Одинокий, <даже без прислуги>[984]
остался он в своей квартире, где со стен смотрели на него его верные друзья книги и мемориальные свидетели былой его библиографической деятельности. <И стол кабинета украшала все та же модель Эйфелевой башни, модель, выпиленная им лично. Всякое воскресенье приходил он ко мне на Троицкую ул.; мы обедали и сидели весь вечер, предаваясь воспоминаниям о заграничных местах, одинаково нам обоим знакомым и столь дорогим. Прекрасный чтец, Торопов умел особенно хорошо читать Чехова и Лейкина. Всегда корректно одетый, даже в загородных прогулках, какие мы с ним совершали, например, из Петергофа в Ораниенбаум пешком, он бодро еще шел, несмотря на свои 76 лет. Шел также в сюртуке, бархатном красном жилете и белом галстуке, — но цилиндр должен был уже сменить на фетровую шляпу>[985].Торопов начал болеть. Рак языка. <Речь стала не столь внятной, но был на ногах. Чувствуя свой конец, быстро уехал в Москву, к сестре, в ее маленькую квартирку за Бутырской заставой. Я тотчас же его навестил, речь была почти неразборчива, но сознание полное, и, наконец, 10 мая 1923 г.>[986]
…10 мая 1925 г[ода] А. Д. Торопов тихо умер[987]
. <Русское библиографическое общество (в Ленинграде) устроило заседание, посвященное памяти А. Д. Торопова, были прочитаны доклады и выпущена памятка с перечислением 22 библиографических трудов Торопова>[988].Упомянутое выше Московское библиографическое общество, основанное во главе с А. Д. Тороповым, Рогожиным, Носовым, А. П. Бахрушиным и др[угими], окрепло и имело для своих субботних заседаний зал «под часами» в старом здании Московского университета (1 МГУ). Делал и я доклады там: о библиотеке А. П. Бахрушина и о библиотеке уфимца А. Д. Дашкова, завещавшего свое собрание книг уфимской городской библиотеке. Книжная скрупулезность, уходящая часто в поверхностное описание книг, была малоинтересна для меня, любившего книгу, прежде всего за ее содержание. Интересуясь и ценя внешность книги, особенно издания редкие, вроде чудных томиков в 32-ю [часть листа][989]
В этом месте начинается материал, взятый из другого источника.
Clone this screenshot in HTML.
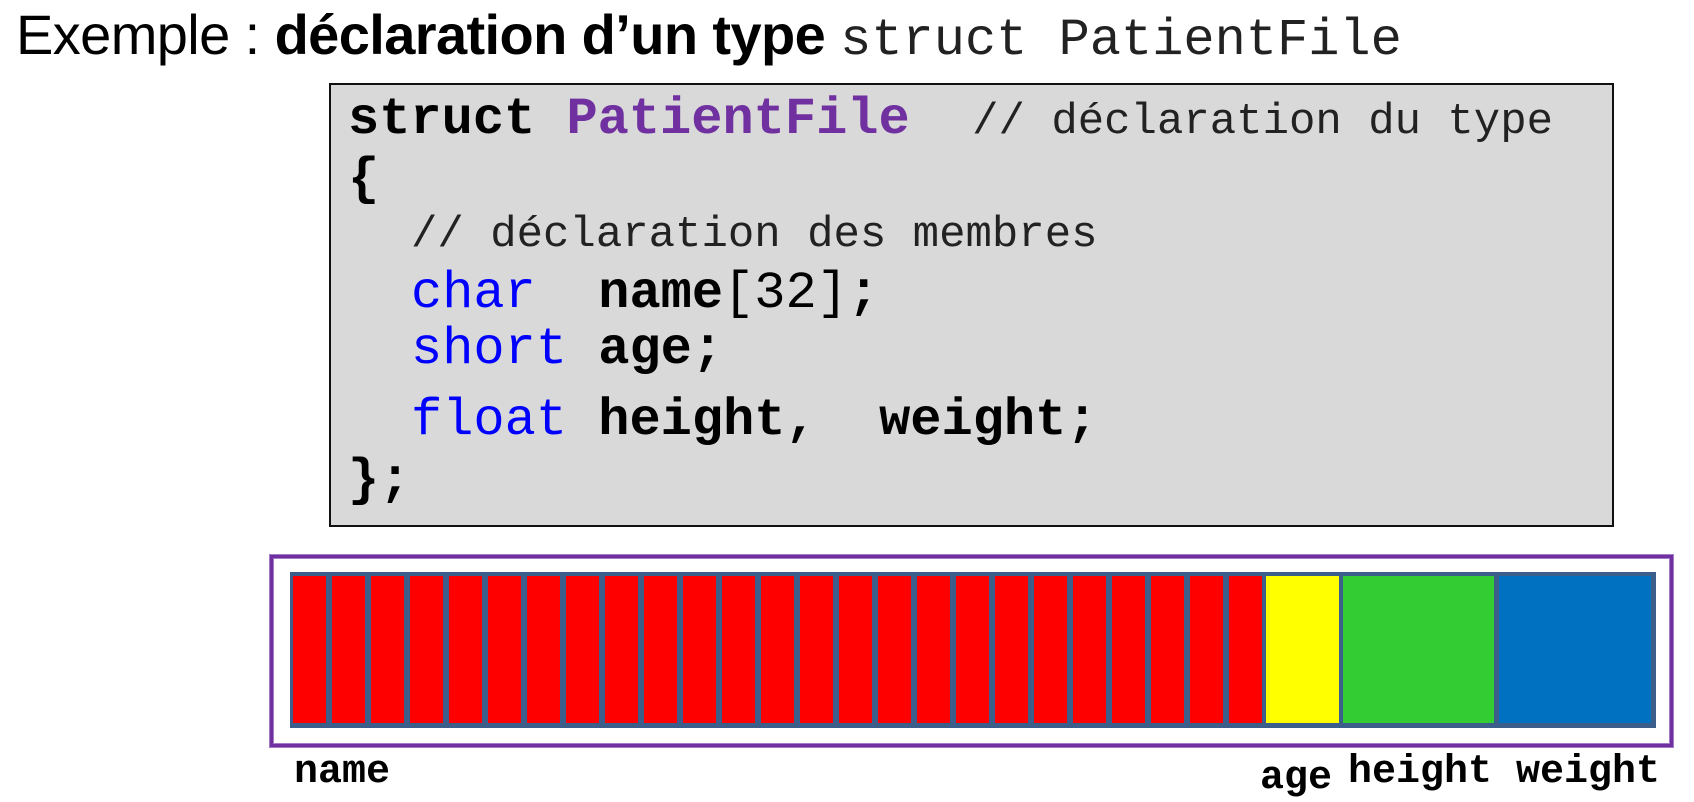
<!DOCTYPE html>
<html><head><meta charset="utf-8"><style>
html,body{margin:0;padding:0;background:#fff;width:1694px;height:802px;overflow:hidden;position:relative}
.a{position:absolute;white-space:pre}
.m{font-family:"Liberation Mono","Courier New",monospace}
.s{font-family:"Liberation Sans",Arial,sans-serif}
.cell{position:absolute;top:576px;height:147px}
</style></head><body>
<div class="a s" style="left:16px;top:3px;font-size:56px;line-height:64px;color:#000;letter-spacing:-0.6px">Exemple : <b>déclaration d’un type</b> <span class="m" style="font-size:52px;letter-spacing:0;color:#222">struct PatientFile</span></div>

<div style="position:absolute;left:329px;top:83px;width:1281px;height:440px;background:#d9d9d9;border:2px solid #111"></div>
<div class="a m" style="left:348px;top:94px;font-size:52px;line-height:52px"><b>struct </b><b style="color:#7030a0">PatientFile</b>  <span style="font-size:44px;color:#222">// déclaration du type</span></div>
<div class="a m" style="left:348px;top:154px;font-size:52px;line-height:52px"><b>{</b></div>
<div class="a m" style="left:411px;top:213px;font-size:44px;line-height:44px;color:#222">// déclaration des membres</div>
<div class="a m" style="left:411px;top:268px;font-size:52px;line-height:52px"><span style="color:#0000ff">char</span>  <b>name</b>[32]<b>;</b></div>
<div class="a m" style="left:411px;top:324px;font-size:52px;line-height:52px"><span style="color:#0000ff">short</span> <b>age;</b></div>
<div class="a m" style="left:411px;top:395px;font-size:52px;line-height:52px"><span style="color:#0000ff">float</span> <b>height,  weight;</b></div>
<div class="a m" style="left:348px;top:455px;font-size:52px;line-height:52px"><b>};</b></div>

<div style="position:absolute;left:270px;top:555px;width:1397px;height:186px;border:3px solid #7030a0;box-shadow:0 0 0 1px #a27cc7, inset 0 0 0 1px #a27cc7"></div>
<div style="position:absolute;left:290px;top:572px;width:1366px;height:156px;background:#3b5e8a"></div>
<div id="cells"></div>
<script>
var h='';for(var i=0;i<25;i++){h+='<div class="cell" style="left:'+(293+i*39)+'px;width:33px;background:#ff0000"></div>';}
document.getElementById('cells').innerHTML=h;
</script>
<div class="cell" style="left:1266px;width:73px;background:#ffff00"></div>
<div class="cell" style="left:1343px;width:151px;background:#33cc33"></div>
<div class="cell" style="left:1499px;width:152px;background:#0070c0"></div>

<div class="a m" style="left:294px;top:751px;font-size:40px;line-height:44px;font-weight:bold">name</div>
<div class="a m" style="left:1260px;top:757px;font-size:40px;line-height:44px;font-weight:bold">age</div>
<div class="a m" style="left:1348px;top:751px;font-size:40px;line-height:44px;font-weight:bold">height</div>
<div class="a m" style="left:1516px;top:751px;font-size:40px;line-height:44px;font-weight:bold">weight</div>
</body></html>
несравненных Эльзевиров[990], редких Альдусов[991], высокохудожественных оксфордских переплетов или переплетов непревзойденного Шнеля, ценя иллюстрированные издания, но автор всегда для меня — прежде всего.Ищущий человек всегда найдет нужную ему книгу, и в книжной страсти существуют какие-то неведомые пути. Это я наблюдал за собой. Мое собирание, например, иконографии Москвы и всяких старых путеводителей и справочников совершенно неожиданно пополнялось нужной и редкой книжкой или литографией.
Как-то проездом я остановился на денек в Аахене. Бродя по какой-то улочке близ старого знаменитого романского собора, попалась [мне] на глаза маленькая книжная лавчонка, где в окне среди разных литографированных листов увидел редкие листы видов Москвы, рисованные Арну в литографиях Дюрана. Приказчик мне извлек целую сюиту этих литографий, лежавших у него где-то внизу, целыми годами никому не нужных. Приказчик служил когда-то у Вольфа в Петербурге. Это один из курьезных «охотничьих» набегов, их было немало.
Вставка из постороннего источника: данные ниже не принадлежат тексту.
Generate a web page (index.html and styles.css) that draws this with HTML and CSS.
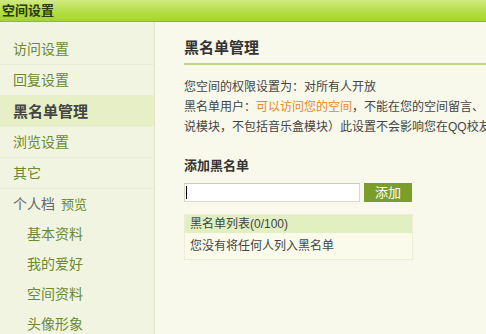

К циклу библиофилов следует отнести и коллекционеров ex libris‘ов[992]
.Завзятым собирателем книжных знаков я не был, хотя и рисовал ex libris‘ы и кое с кем ими обменивался.
В Библиографическом обществе я познакомился с У. Г. Иваском, молодым, обеспеченным человеком, посвятившим свой досуг собиранию и описанию книжных знаков. Его труд «Русский книжный знак» (изд[ан] в 1905 г.)[993]
— первое серьезное исследование о русском ex libris‘е. Ранняя смерть унесла этого фанатика-библиофила, безусловно даровитого. Его небольшая книжка об имении Волконских «Суханово»[994], образец толкового описания осведомленного в архитектуре и подлинного эрудита в генеалогии бытописателя, выдает верного последователя школы Врангеля и «Старых годов».Благодаря Иваску я сделался членом базельского общества «Ex libris-Verein»[995]
, откуда мне был прислан диплом за мои работы, и, будучи в Базеле, я как-то навестил этот ферейн, ознакомясь с богатым собранием чрезвычайно интересных экслибрисов. <Кроме Иваска я знавал другого собирателя, но поверхностного, В. К. Трутовского, хранителя Оружейной Палаты>[996].Обмен книжными знаками с русскими и иностранными собирателями был в большой моде, особенно в начале девятисотых годов.